— BEGIN Data shown —
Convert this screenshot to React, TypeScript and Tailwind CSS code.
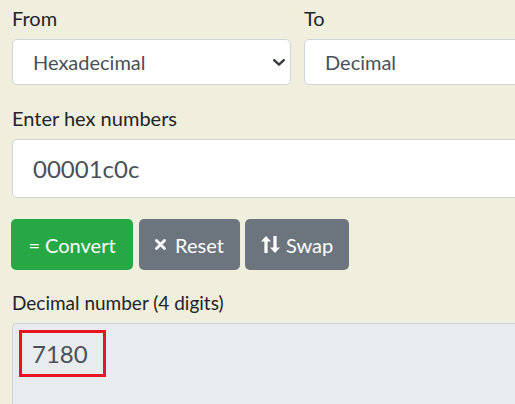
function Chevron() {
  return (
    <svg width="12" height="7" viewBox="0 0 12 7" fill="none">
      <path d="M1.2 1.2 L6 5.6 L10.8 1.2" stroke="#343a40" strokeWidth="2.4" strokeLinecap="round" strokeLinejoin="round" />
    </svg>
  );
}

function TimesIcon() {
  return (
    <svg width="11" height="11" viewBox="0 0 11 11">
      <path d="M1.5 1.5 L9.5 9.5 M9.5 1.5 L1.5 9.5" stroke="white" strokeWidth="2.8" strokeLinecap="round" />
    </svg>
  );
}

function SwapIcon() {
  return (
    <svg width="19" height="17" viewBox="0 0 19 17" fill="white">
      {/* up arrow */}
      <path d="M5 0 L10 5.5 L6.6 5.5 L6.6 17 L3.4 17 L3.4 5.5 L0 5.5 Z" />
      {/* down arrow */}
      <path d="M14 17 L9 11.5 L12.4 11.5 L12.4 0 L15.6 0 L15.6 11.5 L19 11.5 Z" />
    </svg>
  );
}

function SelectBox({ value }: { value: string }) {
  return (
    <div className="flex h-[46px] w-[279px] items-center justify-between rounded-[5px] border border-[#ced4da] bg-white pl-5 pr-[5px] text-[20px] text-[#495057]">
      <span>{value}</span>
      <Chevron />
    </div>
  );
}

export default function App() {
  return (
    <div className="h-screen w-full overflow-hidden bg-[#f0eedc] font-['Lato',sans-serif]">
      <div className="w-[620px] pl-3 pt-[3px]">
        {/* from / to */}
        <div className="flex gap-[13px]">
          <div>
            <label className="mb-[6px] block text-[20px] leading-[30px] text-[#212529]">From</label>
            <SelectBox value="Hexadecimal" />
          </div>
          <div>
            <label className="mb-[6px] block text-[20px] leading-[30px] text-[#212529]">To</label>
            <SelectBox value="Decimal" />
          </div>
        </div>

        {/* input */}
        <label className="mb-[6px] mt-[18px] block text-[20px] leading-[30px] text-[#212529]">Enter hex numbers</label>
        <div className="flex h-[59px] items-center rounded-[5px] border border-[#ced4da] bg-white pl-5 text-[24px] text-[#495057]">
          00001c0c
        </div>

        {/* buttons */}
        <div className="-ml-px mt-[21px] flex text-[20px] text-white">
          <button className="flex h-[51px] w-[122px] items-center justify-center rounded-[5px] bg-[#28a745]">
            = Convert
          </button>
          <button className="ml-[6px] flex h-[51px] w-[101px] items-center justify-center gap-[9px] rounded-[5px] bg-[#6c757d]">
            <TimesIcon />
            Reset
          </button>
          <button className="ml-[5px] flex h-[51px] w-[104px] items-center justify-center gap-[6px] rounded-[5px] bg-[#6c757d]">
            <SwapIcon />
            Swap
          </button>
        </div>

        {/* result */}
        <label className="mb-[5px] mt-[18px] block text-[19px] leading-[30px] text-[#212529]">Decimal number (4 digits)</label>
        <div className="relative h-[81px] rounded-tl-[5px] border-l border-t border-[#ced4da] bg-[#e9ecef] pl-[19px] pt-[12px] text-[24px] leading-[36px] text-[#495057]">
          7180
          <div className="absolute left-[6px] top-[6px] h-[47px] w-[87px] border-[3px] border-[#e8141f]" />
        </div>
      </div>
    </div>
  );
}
— END Data shown —
_What is expected_
Copy the data exactly. Any picture it contains is to be omitted.

_Final answer_
Convert this screenshot to React, TypeScript and Tailwind CSS code.
function Chevron() {
  return (
    <svg width="12" height="7" viewBox="0 0 12 7" fill="none">
      <path d="M1.2 1.2 L6 5.6 L10.8 1.2" stroke="#343a40" strokeWidth="2.4" strokeLinecap="round" strokeLinejoin="round" />
    </svg>
  );
}

function TimesIcon() {
  return (
    <svg width="11" height="11" viewBox="0 0 11 11">
      <path d="M1.5 1.5 L9.5 9.5 M9.5 1.5 L1.5 9.5" stroke="white" strokeWidth="2.8" strokeLinecap="round" />
    </svg>
  );
}

function SwapIcon() {
  return (
    <svg width="19" height="17" viewBox="0 0 19 17" fill="white">
      {/* up arrow */}
      <path d="M5 0 L10 5.5 L6.6 5.5 L6.6 17 L3.4 17 L3.4 5.5 L0 5.5 Z" />
      {/* down arrow */}
      <path d="M14 17 L9 11.5 L12.4 11.5 L12.4 0 L15.6 0 L15.6 11.5 L19 11.5 Z" />
    </svg>
  );
}

function SelectBox({ value }: { value: string }) {
  return (
    <div className="flex h-[46px] w-[279px] items-center justify-between rounded-[5px] border border-[#ced4da] bg-white pl-5 pr-[5px] text-[20px] text-[#495057]">
      <span>{value}</span>
      <Chevron />
    </div>
  );
}

export default function App() {
  return (
    <div className="h-screen w-full overflow-hidden bg-[#f0eedc] font-['Lato',sans-serif]">
      <div className="w-[620px] pl-3 pt-[3px]">
        {/* from / to */}
        <div className="flex gap-[13px]">
          <div>
            <label className="mb-[6px] block text-[20px] leading-[30px] text-[#212529]">From</label>
            <SelectBox value="Hexadecimal" />
          </div>
          <div>
            <label className="mb-[6px] block text-[20px] leading-[30px] text-[#212529]">To</label>
            <SelectBox value="Decimal" />
          </div>
        </div>

        {/* input */}
        <label className="mb-[6px] mt-[18px] block text-[20px] leading-[30px] text-[#212529]">Enter hex numbers</label>
        <div className="flex h-[59px] items-center rounded-[5px] border border-[#ced4da] bg-white pl-5 text-[24px] text-[#495057]">
          00001c0c
        </div>

        {/* buttons */}
        <div className="-ml-px mt-[21px] flex text-[20px] text-white">
          <button className="flex h-[51px] w-[122px] items-center justify-center rounded-[5px] bg-[#28a745]">
            = Convert
          </button>
          <button className="ml-[6px] flex h-[51px] w-[101px] items-center justify-center gap-[9px] rounded-[5px] bg-[#6c757d]">
            <TimesIcon />
            Reset
          </button>
          <button className="ml-[5px] flex h-[51px] w-[104px] items-center justify-center gap-[6px] rounded-[5px] bg-[#6c757d]">
            <SwapIcon />
            Swap
          </button>
        </div>

        {/* result */}
        <label className="mb-[5px] mt-[18px] block text-[19px] leading-[30px] text-[#212529]">Decimal number (4 digits)</label>
        <div className="relative h-[81px] rounded-tl-[5px] border-l border-t border-[#ced4da] bg-[#e9ecef] pl-[19px] pt-[12px] text-[24px] leading-[36px] text-[#495057]">
          7180
          <div className="absolute left-[6px] top-[6px] h-[47px] w-[87px] border-[3px] border-[#e8141f]" />
        </div>
      </div>
    </div>
  );
}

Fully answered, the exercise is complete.